• _EXERCISE TASK_
Retype all of the listing exactly, passing over any picture you find.

## start

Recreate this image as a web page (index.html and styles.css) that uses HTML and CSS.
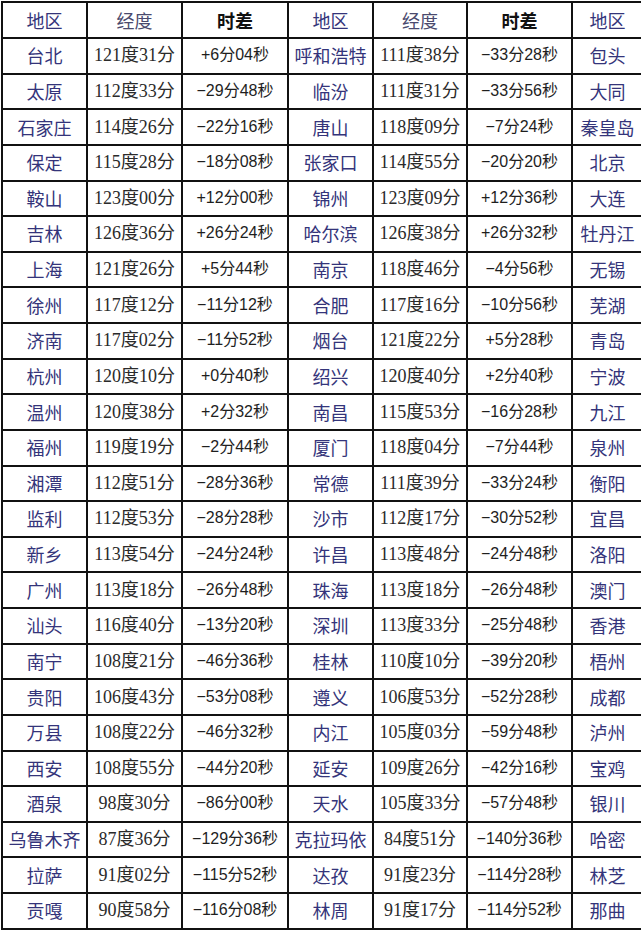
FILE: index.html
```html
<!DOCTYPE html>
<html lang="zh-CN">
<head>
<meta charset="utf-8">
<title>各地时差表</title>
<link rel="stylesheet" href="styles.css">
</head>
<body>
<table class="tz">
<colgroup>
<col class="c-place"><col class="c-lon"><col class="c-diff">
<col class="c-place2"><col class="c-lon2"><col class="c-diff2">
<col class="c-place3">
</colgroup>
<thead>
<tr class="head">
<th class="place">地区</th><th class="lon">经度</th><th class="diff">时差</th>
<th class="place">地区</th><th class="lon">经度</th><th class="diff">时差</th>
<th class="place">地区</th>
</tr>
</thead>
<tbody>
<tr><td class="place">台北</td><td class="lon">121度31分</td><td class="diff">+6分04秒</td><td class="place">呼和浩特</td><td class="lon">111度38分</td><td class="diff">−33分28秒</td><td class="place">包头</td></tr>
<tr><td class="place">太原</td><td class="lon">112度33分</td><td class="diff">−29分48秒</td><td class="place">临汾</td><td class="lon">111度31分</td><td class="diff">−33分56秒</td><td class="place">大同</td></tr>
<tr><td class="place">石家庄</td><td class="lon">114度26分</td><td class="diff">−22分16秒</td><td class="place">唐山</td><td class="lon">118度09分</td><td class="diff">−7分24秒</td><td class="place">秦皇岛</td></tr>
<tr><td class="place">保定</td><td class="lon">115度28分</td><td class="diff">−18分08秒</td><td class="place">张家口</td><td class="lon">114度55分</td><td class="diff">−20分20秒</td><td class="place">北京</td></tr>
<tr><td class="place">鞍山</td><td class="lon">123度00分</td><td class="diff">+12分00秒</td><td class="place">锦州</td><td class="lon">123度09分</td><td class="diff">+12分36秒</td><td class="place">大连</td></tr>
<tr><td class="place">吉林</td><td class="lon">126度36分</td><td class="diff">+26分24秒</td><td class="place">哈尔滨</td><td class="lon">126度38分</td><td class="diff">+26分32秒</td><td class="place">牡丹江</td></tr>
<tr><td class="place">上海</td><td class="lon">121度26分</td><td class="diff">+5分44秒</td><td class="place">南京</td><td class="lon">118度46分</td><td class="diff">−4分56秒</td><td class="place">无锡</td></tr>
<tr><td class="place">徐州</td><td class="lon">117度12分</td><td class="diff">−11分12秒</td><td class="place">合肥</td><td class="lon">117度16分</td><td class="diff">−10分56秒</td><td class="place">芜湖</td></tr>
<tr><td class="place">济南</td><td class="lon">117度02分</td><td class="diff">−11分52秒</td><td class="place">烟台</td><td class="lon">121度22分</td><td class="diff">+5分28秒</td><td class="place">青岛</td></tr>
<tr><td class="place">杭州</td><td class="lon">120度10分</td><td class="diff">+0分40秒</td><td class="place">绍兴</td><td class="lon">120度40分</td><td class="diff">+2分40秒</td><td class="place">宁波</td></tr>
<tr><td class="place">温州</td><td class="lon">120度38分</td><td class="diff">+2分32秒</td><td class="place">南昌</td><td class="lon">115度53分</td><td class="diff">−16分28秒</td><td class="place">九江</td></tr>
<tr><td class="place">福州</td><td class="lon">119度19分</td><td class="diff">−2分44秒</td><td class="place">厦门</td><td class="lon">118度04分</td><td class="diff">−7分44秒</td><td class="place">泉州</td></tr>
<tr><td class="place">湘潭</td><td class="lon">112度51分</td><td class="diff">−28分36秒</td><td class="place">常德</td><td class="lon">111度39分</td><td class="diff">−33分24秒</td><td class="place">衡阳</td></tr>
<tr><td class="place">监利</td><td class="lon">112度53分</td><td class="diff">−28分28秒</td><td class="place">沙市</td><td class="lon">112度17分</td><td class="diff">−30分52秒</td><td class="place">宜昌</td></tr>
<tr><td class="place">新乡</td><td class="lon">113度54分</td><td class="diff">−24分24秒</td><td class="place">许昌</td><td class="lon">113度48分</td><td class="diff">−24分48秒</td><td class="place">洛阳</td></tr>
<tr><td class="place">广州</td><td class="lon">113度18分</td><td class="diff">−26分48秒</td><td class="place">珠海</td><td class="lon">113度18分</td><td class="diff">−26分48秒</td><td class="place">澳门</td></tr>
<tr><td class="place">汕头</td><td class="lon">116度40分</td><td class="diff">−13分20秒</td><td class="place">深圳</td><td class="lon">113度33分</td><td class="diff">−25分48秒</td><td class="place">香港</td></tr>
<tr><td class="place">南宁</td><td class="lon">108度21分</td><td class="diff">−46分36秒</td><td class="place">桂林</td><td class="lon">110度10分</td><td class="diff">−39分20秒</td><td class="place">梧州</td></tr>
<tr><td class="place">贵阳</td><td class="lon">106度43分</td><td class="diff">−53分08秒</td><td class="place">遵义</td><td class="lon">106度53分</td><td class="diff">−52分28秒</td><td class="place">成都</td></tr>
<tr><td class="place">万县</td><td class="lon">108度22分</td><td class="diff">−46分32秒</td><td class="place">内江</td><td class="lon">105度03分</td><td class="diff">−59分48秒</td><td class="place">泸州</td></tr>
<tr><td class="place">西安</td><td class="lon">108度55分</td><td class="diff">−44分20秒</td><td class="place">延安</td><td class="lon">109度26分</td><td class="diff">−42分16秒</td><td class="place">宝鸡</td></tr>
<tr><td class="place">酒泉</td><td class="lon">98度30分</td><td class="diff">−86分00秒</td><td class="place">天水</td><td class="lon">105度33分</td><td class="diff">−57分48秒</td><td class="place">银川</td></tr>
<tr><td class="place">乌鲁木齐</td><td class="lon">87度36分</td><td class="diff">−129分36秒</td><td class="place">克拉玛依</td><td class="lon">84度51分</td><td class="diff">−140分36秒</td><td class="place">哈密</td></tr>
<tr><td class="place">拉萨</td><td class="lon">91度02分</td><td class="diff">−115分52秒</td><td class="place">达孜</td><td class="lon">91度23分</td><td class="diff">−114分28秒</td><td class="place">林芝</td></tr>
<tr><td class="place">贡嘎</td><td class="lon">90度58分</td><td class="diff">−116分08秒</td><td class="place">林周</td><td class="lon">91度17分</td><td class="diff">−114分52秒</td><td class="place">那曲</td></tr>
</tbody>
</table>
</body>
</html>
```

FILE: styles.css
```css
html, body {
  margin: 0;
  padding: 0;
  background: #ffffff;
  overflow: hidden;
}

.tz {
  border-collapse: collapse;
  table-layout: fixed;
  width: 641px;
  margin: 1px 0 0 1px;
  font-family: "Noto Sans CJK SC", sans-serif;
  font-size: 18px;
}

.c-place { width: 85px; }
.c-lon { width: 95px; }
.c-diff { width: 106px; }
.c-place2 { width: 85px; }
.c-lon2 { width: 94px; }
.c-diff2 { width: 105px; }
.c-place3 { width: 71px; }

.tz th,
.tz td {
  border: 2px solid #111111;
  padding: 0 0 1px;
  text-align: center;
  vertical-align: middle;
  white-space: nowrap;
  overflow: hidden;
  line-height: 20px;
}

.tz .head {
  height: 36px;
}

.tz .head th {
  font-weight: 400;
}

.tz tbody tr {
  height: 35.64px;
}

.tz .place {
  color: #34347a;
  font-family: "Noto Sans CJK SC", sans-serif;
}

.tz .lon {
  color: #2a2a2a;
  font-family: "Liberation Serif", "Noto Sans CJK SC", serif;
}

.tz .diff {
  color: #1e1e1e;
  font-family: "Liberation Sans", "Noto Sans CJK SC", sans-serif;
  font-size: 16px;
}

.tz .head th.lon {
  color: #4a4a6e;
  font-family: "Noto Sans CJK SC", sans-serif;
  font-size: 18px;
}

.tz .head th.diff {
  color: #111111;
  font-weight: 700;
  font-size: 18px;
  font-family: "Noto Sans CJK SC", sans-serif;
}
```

## end

• _OUTPUT BELOW_
Recreate this image as a web page (index.html and styles.css) that uses HTML and CSS.
FILE: index.html
```html
<!DOCTYPE html>
<html lang="zh-CN">
<head>
<meta charset="utf-8">
<title>各地时差表</title>
<link rel="stylesheet" href="styles.css">
</head>
<body>
<table class="tz">
<colgroup>
<col class="c-place"><col class="c-lon"><col class="c-diff">
<col class="c-place2"><col class="c-lon2"><col class="c-diff2">
<col class="c-place3">
</colgroup>
<thead>
<tr class="head">
<th class="place">地区</th><th class="lon">经度</th><th class="diff">时差</th>
<th class="place">地区</th><th class="lon">经度</th><th class="diff">时差</th>
<th class="place">地区</th>
</tr>
</thead>
<tbody>
<tr><td class="place">台北</td><td class="lon">121度31分</td><td class="diff">+6分04秒</td><td class="place">呼和浩特</td><td class="lon">111度38分</td><td class="diff">−33分28秒</td><td class="place">包头</td></tr>
<tr><td class="place">太原</td><td class="lon">112度33分</td><td class="diff">−29分48秒</td><td class="place">临汾</td><td class="lon">111度31分</td><td class="diff">−33分56秒</td><td class="place">大同</td></tr>
<tr><td class="place">石家庄</td><td class="lon">114度26分</td><td class="diff">−22分16秒</td><td class="place">唐山</td><td class="lon">118度09分</td><td class="diff">−7分24秒</td><td class="place">秦皇岛</td></tr>
<tr><td class="place">保定</td><td class="lon">115度28分</td><td class="diff">−18分08秒</td><td class="place">张家口</td><td class="lon">114度55分</td><td class="diff">−20分20秒</td><td class="place">北京</td></tr>
<tr><td class="place">鞍山</td><td class="lon">123度00分</td><td class="diff">+12分00秒</td><td class="place">锦州</td><td class="lon">123度09分</td><td class="diff">+12分36秒</td><td class="place">大连</td></tr>
<tr><td class="place">吉林</td><td class="lon">126度36分</td><td class="diff">+26分24秒</td><td class="place">哈尔滨</td><td class="lon">126度38分</td><td class="diff">+26分32秒</td><td class="place">牡丹江</td></tr>
<tr><td class="place">上海</td><td class="lon">121度26分</td><td class="diff">+5分44秒</td><td class="place">南京</td><td class="lon">118度46分</td><td class="diff">−4分56秒</td><td class="place">无锡</td></tr>
<tr><td class="place">徐州</td><td class="lon">117度12分</td><td class="diff">−11分12秒</td><td class="place">合肥</td><td class="lon">117度16分</td><td class="diff">−10分56秒</td><td class="place">芜湖</td></tr>
<tr><td class="place">济南</td><td class="lon">117度02分</td><td class="diff">−11分52秒</td><td class="place">烟台</td><td class="lon">121度22分</td><td class="diff">+5分28秒</td><td class="place">青岛</td></tr>
<tr><td class="place">杭州</td><td class="lon">120度10分</td><td class="diff">+0分40秒</td><td class="place">绍兴</td><td class="lon">120度40分</td><td class="diff">+2分40秒</td><td class="place">宁波</td></tr>
<tr><td class="place">温州</td><td class="lon">120度38分</td><td class="diff">+2分32秒</td><td class="place">南昌</td><td class="lon">115度53分</td><td class="diff">−16分28秒</td><td class="place">九江</td></tr>
<tr><td class="place">福州</td><td class="lon">119度19分</td><td class="diff">−2分44秒</td><td class="place">厦门</td><td class="lon">118度04分</td><td class="diff">−7分44秒</td><td class="place">泉州</td></tr>
<tr><td class="place">湘潭</td><td class="lon">112度51分</td><td class="diff">−28分36秒</td><td class="place">常德</td><td class="lon">111度39分</td><td class="diff">−33分24秒</td><td class="place">衡阳</td></tr>
<tr><td class="place">监利</td><td class="lon">112度53分</td><td class="diff">−28分28秒</td><td class="place">沙市</td><td class="lon">112度17分</td><td class="diff">−30分52秒</td><td class="place">宜昌</td></tr>
<tr><td class="place">新乡</td><td class="lon">113度54分</td><td class="diff">−24分24秒</td><td class="place">许昌</td><td class="lon">113度48分</td><td class="diff">−24分48秒</td><td class="place">洛阳</td></tr>
<tr><td class="place">广州</td><td class="lon">113度18分</td><td class="diff">−26分48秒</td><td class="place">珠海</td><td class="lon">113度18分</td><td class="diff">−26分48秒</td><td class="place">澳门</td></tr>
<tr><td class="place">汕头</td><td class="lon">116度40分</td><td class="diff">−13分20秒</td><td class="place">深圳</td><td class="lon">113度33分</td><td class="diff">−25分48秒</td><td class="place">香港</td></tr>
<tr><td class="place">南宁</td><td class="lon">108度21分</td><td class="diff">−46分36秒</td><td class="place">桂林</td><td class="lon">110度10分</td><td class="diff">−39分20秒</td><td class="place">梧州</td></tr>
<tr><td class="place">贵阳</td><td class="lon">106度43分</td><td class="diff">−53分08秒</td><td class="place">遵义</td><td class="lon">106度53分</td><td class="diff">−52分28秒</td><td class="place">成都</td></tr>
<tr><td class="place">万县</td><td class="lon">108度22分</td><td class="diff">−46分32秒</td><td class="place">内江</td><td class="lon">105度03分</td><td class="diff">−59分48秒</td><td class="place">泸州</td></tr>
<tr><td class="place">西安</td><td class="lon">108度55分</td><td class="diff">−44分20秒</td><td class="place">延安</td><td class="lon">109度26分</td><td class="diff">−42分16秒</td><td class="place">宝鸡</td></tr>
<tr><td class="place">酒泉</td><td class="lon">98度30分</td><td class="diff">−86分00秒</td><td class="place">天水</td><td class="lon">105度33分</td><td class="diff">−57分48秒</td><td class="place">银川</td></tr>
<tr><td class="place">乌鲁木齐</td><td class="lon">87度36分</td><td class="diff">−129分36秒</td><td class="place">克拉玛依</td><td class="lon">84度51分</td><td class="diff">−140分36秒</td><td class="place">哈密</td></tr>
<tr><td class="place">拉萨</td><td class="lon">91度02分</td><td class="diff">−115分52秒</td><td class="place">达孜</td><td class="lon">91度23分</td><td class="diff">−114分28秒</td><td class="place">林芝</td></tr>
<tr><td class="place">贡嘎</td><td class="lon">90度58分</td><td class="diff">−116分08秒</td><td class="place">林周</td><td class="lon">91度17分</td><td class="diff">−114分52秒</td><td class="place">那曲</td></tr>
</tbody>
</table>
</body>
</html>
```

FILE: styles.css
```css
html, body {
  margin: 0;
  padding: 0;
  background: #ffffff;
  overflow: hidden;
}

.tz {
  border-collapse: collapse;
  table-layout: fixed;
  width: 641px;
  margin: 1px 0 0 1px;
  font-family: "Noto Sans CJK SC", sans-serif;
  font-size: 18px;
}

.c-place { width: 85px; }
.c-lon { width: 95px; }
.c-diff { width: 106px; }
.c-place2 { width: 85px; }
.c-lon2 { width: 94px; }
.c-diff2 { width: 105px; }
.c-place3 { width: 71px; }

.tz th,
.tz td {
  border: 2px solid #111111;
  padding: 0 0 1px;
  text-align: center;
  vertical-align: middle;
  white-space: nowrap;
  overflow: hidden;
  line-height: 20px;
}

.tz .head {
  height: 36px;
}

.tz .head th {
  font-weight: 400;
}

.tz tbody tr {
  height: 35.64px;
}

.tz .place {
  color: #34347a;
  font-family: "Noto Sans CJK SC", sans-serif;
}

.tz .lon {
  color: #2a2a2a;
  font-family: "Liberation Serif", "Noto Sans CJK SC", serif;
}

.tz .diff {
  color: #1e1e1e;
  font-family: "Liberation Sans", "Noto Sans CJK SC", sans-serif;
  font-size: 16px;
}

.tz .head th.lon {
  color: #4a4a6e;
  font-family: "Noto Sans CJK SC", sans-serif;
  font-size: 18px;
}

.tz .head th.diff {
  color: #111111;
  font-weight: 700;
  font-size: 18px;
  font-family: "Noto Sans CJK SC", sans-serif;
}
```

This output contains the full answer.